I must mention that when you begin trekking to Kedarnath, it is not a very pretty scene. The path is strewn with mule shit and urine. There are labourers carrying people. One man carrying a person on his back, four men carrying a person in a palki (a crude version of palanquin), there are people on horsebacks…people pushing their way… its nauseating…
But after the first kilometer, you find more space.
The trek is 14 kilometers long. And here it begins...
But there was such a cornucopia of green on the mountain and all around that I would have preferred it to be 28 kilometers. Also, I did not feel a lack of oxygen; probably because there was ample greenery around.
When sunrays fell on tender green leaves, the result was so magical.

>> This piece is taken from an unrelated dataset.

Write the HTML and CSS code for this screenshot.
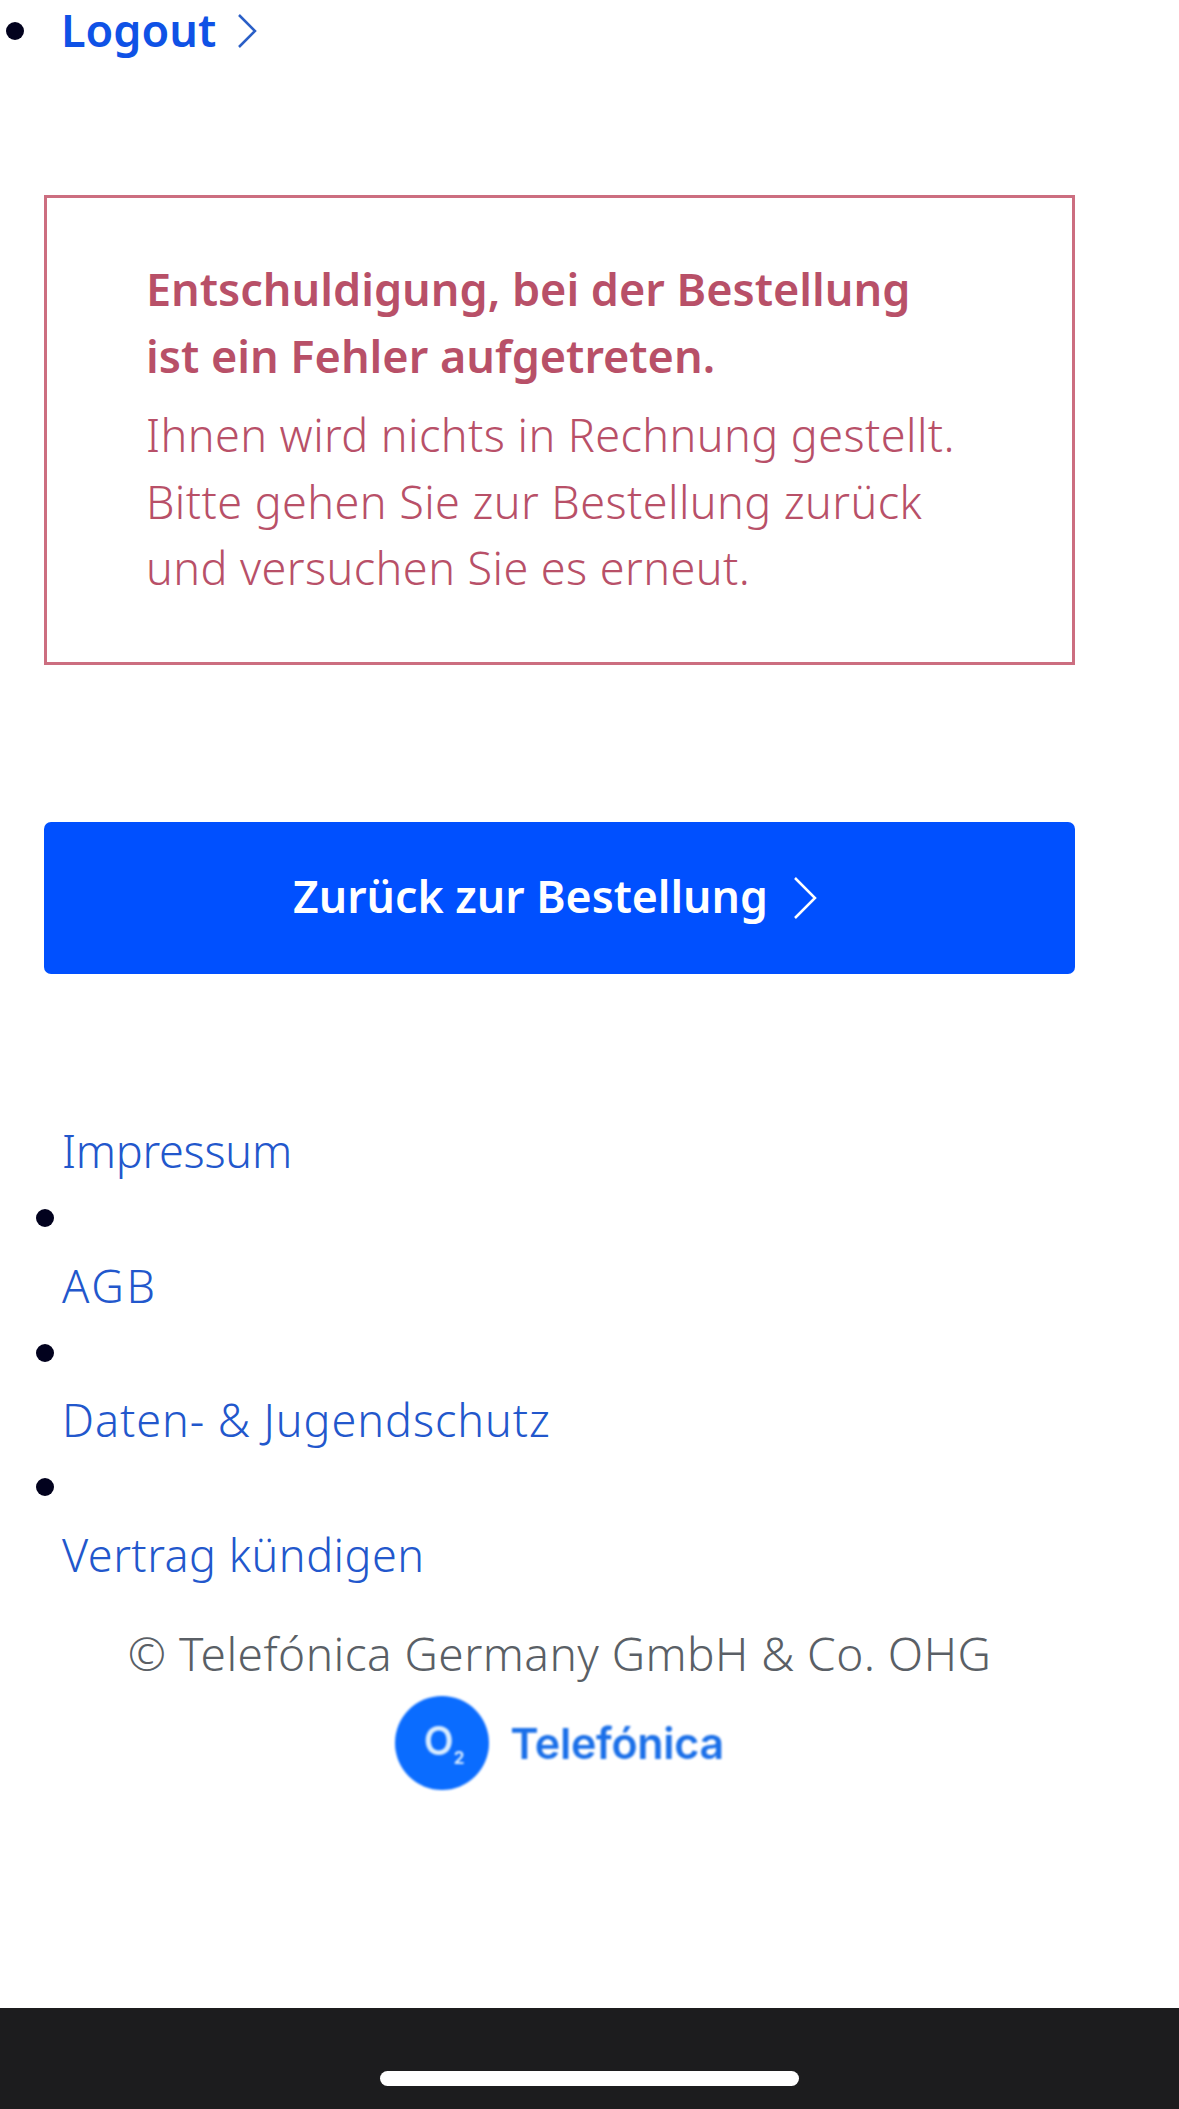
FILE: index.html
```html
<!DOCTYPE html>
<html>
<head>
    <meta charset="UTF-8">
    <title>Bestellung - Fehler</title>
    <link rel="stylesheet" href="styles.css">
</head>
<body>
    <div class="page">
        <div class="logout-row">
            <span class="dot"></span>
            <a class="logout-link" href="#">Logout</a>
            <svg class="chevron chevron-small" viewBox="0 0 20 34"><path d="M2 1 L18 17 L2 33"/></svg>
        </div>

        <div class="error-box">
            <div class="error-title">Entschuldigung, bei der Bestellung<br>ist ein Fehler aufgetreten.</div>
            <div class="error-text">Ihnen wird nichts in Rechnung gestellt.<br>Bitte gehen Sie zur Bestellung zurück<br>und versuchen Sie es erneut.</div>
        </div>

        <a class="back-btn" href="#">
            <span>Zurück zur Bestellung</span>
            <svg class="chevron chevron-big" viewBox="0 0 24 44"><path d="M2 2 L22 22 L2 42"/></svg>
        </a>

        <ul class="footer-links">
            <li><a class="link-tight" href="#">Impressum</a></li>
            <li class="dot-row"><span class="dot"></span></li>
            <li><a class="link-abbr" href="#">AGB</a></li>
            <li class="dot-row"><span class="dot"></span></li>
            <li><a class="link-wide" href="#">Daten- &amp; Jugendschutz</a></li>
            <li class="dot-row"><span class="dot"></span></li>
            <li><a href="#">Vertrag kündigen</a></li>
        </ul>

        <div class="copyright">© Telefónica Germany GmbH &amp; Co. OHG</div>

        <div class="logo">
            <div class="logo-circle"><span class="logo-o">O</span><span class="logo-two">2</span></div>
            <div class="logo-name">Telefónica</div>
        </div>

        <div class="home-bar">
            <div class="home-indicator"></div>
        </div>
    </div>
</body>
</html>
```

FILE: styles.css
```css
body {
    font-family: "Noto Sans", "Open Sans", sans-serif;
    font-weight: 300;
    margin: 0;
    padding: 0;
    background-color: #fff;
    overflow: hidden;
}
.page {
    display: flex;
    flex-direction: column;
    height: 2109px;
}
.dot {
    display: block;
    width: 18px;
    height: 18px;
    border-radius: 50%;
    background-color: #02021e;
}
.chevron path {
    fill: none;
    stroke-width: 2.5px;
}
.logout-row {
    display: flex;
    align-items: center;
    height: 62px;
    padding-left: 6px;
}
.logout-link {
    margin: -4px 0 0 37px;
    font-size: 45px;
    font-weight: 600;
    color: #0f52e6;
    text-decoration: none;
}
.chevron-small {
    width: 20px;
    height: 34px;
    margin-left: 21px;
}
.chevron-small path {
    stroke: #2a5fc7;
}
.error-box {
    margin: 133px 0 0 44px;
    width: 1031px;
    height: 470px;
    box-sizing: border-box;
    border: 3px solid #cc6e80;
    padding: 58px 0 0 99px;
    font-size: 45px;
    line-height: 66.5px;
    color: #b85068;
}
.error-title {
    font-weight: 600;
}
.error-text {
    margin-top: 13px;
    letter-spacing: 0.43px;
}
.back-btn {
    display: flex;
    align-items: center;
    justify-content: center;
    gap: 25px;
    margin: 157px 0 0 44px;
    padding-right: 9px;
    box-sizing: border-box;
    width: 1031px;
    height: 152px;
    border-radius: 7px;
    background-color: #0050ff;
    color: #fff;
    font-size: 44.6px;
    font-weight: 600;
    text-decoration: none;
}
.back-btn span {
    margin-top: -5px;
}
.chevron-big {
    width: 24px;
    height: 44px;
}
.chevron-big path {
    stroke: #fff;
}
.footer-links {
    list-style: none;
    margin: 143px 0 0;
    padding: 0 0 0 62px;
    font-size: 45px;
    letter-spacing: 0.5px;
}
.footer-links li {
    height: 67.3px;
    line-height: 67px;
}
.footer-links a {
    color: #2257cc;
    text-decoration: none;
}
.footer-links .link-tight {
    letter-spacing: -0.25px;
}
.footer-links .link-abbr {
    letter-spacing: 2.7px;
}
.footer-links .link-wide {
    letter-spacing: 0.93px;
}
.dot-row {
    display: flex;
    align-items: center;
    margin-left: -26px;
}
.copyright {
    margin: 32px 0 0 44px;
    width: 1031px;
    text-align: center;
    font-size: 46px;
    letter-spacing: 0.45px;
    line-height: 66px;
    color: #5a5f66;
}
.logo {
    display: flex;
    align-items: center;
    justify-content: center;
    gap: 21px;
    margin: 10px 0 0 44px;
    width: 1031px;
    filter: blur(0.8px);
}
.logo-circle {
    width: 94px;
    height: 94px;
    border-radius: 50%;
    background-color: #0a6cff;
    color: #d8ecff;
    display: flex;
    align-items: center;
    justify-content: center;
}
.logo-o {
    font-family: "Inter", sans-serif;
    font-size: 39px;
    font-weight: 600;
    margin-top: -6px;
}
.logo-two {
    font-family: "Inter", sans-serif;
    font-size: 17px;
    font-weight: 700;
    margin: 30px -4px 0 0;
}
.logo-name {
    font-family: "Inter", sans-serif;
    font-size: 43px;
    font-weight: 600;
    color: #1a6fe8;
    letter-spacing: -0.3px;
}
.home-bar {
    margin-top: auto;
    height: 101px;
    background-color: #1c1c1e;
    display: flex;
    justify-content: center;
    padding-top: 63px;
    box-sizing: border-box;
}
.home-indicator {
    width: 419px;
    height: 15px;
    border-radius: 8px;
    background-color: #fff;
}
```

There are Dhabas in every corner. Jal Jeera, Lime juice, channa, chai, water melon, cucumber. I stopped here and there to take some liquids. We had completed almost 9 kilometers and it started raining. We slipped in to our raincoats.
When you see cloud or fog in the valley after rainfall it means the weather is getting clear. Mausam Khulne Ki Nishani.
Can you believe that this is the Mandakini glacier? Behind the town of Kedarnath… it’s covered by soil … therefore its grey and ash like…
The night was very cold. I saw snow all around the place. Next to a building, in front of a restaurant, behind that wall…
This was the next morning. Usually the sky is clear in the mornings. In the afternoons and evenings, it gets cloudy.
We had been to the temple the previous night and seen the Shivling completely decorated. We went again the next day. There was a long queue and believe me, it is difficult to sneak in but we told the police we were students. He took pity and after a long wait he let us in. The ling inside was a different sight altogether. The gold coloured silky fabric that decorated it the previous night was no longer there. It was a rough piece of rock which did not even resemble the usual lingas in its shape.
It began to rain and the picture was so different from what it was the previous day. The same valley looked so different and so much more beautiful. As someone said, life takes on a new meaning in the rain.